■ Exercise objective:
Lines that include the word "this" are the ones to copy.

+++ Records to use +++

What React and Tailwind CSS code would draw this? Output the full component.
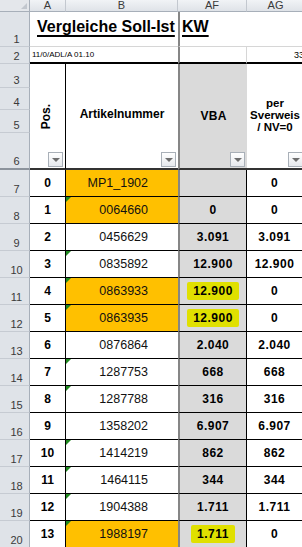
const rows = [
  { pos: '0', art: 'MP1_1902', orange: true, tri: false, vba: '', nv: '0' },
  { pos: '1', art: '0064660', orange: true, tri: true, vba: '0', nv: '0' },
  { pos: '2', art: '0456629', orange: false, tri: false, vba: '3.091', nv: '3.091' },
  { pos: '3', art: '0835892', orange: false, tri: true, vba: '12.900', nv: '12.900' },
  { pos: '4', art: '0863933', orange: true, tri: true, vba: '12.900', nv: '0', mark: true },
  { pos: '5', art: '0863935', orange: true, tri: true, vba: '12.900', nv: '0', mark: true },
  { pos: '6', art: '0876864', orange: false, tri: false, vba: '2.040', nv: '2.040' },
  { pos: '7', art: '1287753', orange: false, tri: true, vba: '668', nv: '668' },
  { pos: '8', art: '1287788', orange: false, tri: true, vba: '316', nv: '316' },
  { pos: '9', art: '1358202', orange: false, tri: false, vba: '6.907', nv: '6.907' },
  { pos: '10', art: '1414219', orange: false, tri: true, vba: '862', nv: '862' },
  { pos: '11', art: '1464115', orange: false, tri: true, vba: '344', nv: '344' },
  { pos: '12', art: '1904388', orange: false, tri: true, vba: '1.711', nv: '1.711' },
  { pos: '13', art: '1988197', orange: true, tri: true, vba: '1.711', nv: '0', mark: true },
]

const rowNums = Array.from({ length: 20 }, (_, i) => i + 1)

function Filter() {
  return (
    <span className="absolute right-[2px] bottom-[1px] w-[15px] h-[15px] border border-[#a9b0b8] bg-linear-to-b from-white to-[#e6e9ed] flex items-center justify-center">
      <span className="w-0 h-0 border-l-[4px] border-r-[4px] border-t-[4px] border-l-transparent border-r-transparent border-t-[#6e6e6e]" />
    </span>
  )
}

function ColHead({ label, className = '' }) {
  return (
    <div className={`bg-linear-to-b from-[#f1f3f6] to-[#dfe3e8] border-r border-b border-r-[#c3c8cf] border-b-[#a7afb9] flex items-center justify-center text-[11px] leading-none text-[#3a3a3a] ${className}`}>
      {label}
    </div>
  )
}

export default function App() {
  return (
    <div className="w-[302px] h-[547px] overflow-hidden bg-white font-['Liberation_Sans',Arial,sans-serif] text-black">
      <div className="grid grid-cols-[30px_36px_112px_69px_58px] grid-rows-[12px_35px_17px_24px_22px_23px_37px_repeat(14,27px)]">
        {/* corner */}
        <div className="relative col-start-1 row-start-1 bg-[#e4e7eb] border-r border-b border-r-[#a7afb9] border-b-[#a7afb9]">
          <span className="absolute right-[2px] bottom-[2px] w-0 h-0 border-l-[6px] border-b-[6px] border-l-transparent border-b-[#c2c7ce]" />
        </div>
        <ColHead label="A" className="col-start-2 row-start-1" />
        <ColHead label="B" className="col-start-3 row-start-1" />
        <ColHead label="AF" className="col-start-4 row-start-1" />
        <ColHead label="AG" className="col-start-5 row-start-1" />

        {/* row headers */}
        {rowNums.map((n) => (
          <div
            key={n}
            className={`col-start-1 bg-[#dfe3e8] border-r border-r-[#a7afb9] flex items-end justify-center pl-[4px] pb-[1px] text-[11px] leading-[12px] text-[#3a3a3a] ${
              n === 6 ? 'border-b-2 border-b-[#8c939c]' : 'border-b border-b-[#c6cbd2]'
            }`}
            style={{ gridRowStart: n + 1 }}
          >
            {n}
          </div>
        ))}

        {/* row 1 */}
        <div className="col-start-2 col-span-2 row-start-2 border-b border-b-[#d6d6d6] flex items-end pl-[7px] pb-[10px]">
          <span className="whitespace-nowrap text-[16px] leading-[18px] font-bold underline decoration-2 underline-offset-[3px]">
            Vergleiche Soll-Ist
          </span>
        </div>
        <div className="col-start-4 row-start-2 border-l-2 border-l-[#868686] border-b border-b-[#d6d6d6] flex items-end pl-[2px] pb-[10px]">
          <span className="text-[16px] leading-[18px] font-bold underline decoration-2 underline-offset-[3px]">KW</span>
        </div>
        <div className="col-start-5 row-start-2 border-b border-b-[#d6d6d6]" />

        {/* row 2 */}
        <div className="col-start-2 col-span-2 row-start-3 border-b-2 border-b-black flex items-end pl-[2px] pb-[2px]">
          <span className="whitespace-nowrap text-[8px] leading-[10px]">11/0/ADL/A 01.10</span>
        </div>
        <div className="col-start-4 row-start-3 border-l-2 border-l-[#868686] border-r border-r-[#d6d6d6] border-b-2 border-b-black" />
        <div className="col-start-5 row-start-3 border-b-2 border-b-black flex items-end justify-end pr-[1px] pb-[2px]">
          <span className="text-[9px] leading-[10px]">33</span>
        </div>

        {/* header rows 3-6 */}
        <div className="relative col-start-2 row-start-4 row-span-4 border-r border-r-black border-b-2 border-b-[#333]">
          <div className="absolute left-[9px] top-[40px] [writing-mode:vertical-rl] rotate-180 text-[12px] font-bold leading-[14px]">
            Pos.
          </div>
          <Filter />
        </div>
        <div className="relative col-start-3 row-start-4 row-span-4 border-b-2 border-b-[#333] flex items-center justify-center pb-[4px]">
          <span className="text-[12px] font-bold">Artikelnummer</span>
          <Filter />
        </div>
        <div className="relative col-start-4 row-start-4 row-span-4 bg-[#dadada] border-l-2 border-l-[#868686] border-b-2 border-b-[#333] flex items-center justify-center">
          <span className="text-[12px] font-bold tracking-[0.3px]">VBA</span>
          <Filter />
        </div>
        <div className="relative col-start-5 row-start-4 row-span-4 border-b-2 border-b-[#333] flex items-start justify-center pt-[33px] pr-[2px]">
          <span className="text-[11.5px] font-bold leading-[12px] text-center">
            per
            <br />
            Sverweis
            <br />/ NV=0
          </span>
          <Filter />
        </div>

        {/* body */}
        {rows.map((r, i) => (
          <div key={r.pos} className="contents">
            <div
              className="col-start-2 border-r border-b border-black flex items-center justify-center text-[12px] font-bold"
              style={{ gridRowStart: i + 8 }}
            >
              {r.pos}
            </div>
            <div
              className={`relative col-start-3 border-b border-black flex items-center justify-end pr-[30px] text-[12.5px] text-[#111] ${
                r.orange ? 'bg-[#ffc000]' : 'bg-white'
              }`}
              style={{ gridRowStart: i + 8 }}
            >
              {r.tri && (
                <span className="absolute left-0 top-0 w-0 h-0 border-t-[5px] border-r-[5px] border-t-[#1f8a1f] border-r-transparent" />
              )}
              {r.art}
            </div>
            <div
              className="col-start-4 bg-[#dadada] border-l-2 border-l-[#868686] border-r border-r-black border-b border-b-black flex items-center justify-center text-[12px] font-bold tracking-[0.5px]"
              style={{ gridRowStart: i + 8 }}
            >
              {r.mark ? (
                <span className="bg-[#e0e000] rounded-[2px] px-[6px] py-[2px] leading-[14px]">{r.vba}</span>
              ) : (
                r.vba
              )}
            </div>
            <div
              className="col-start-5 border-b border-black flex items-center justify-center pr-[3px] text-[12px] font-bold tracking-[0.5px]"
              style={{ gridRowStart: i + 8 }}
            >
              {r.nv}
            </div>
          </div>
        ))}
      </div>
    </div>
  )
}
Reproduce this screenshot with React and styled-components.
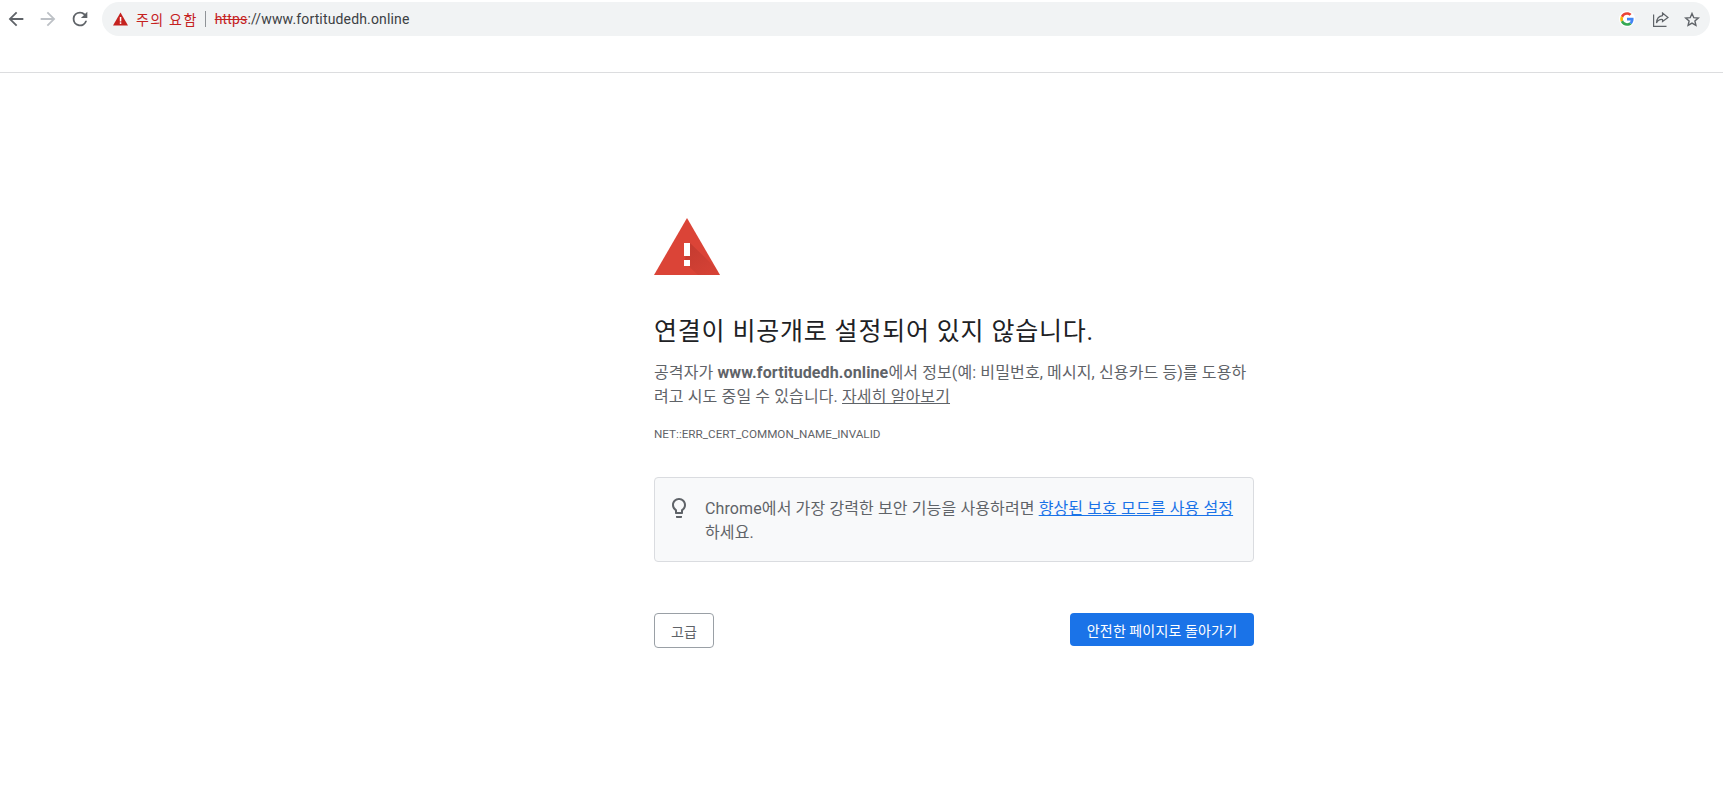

+++

■ Answer to the task:
What React and Tailwind CSS code would draw this? Output the full component.
Reproduce this screenshot with React and styled-components.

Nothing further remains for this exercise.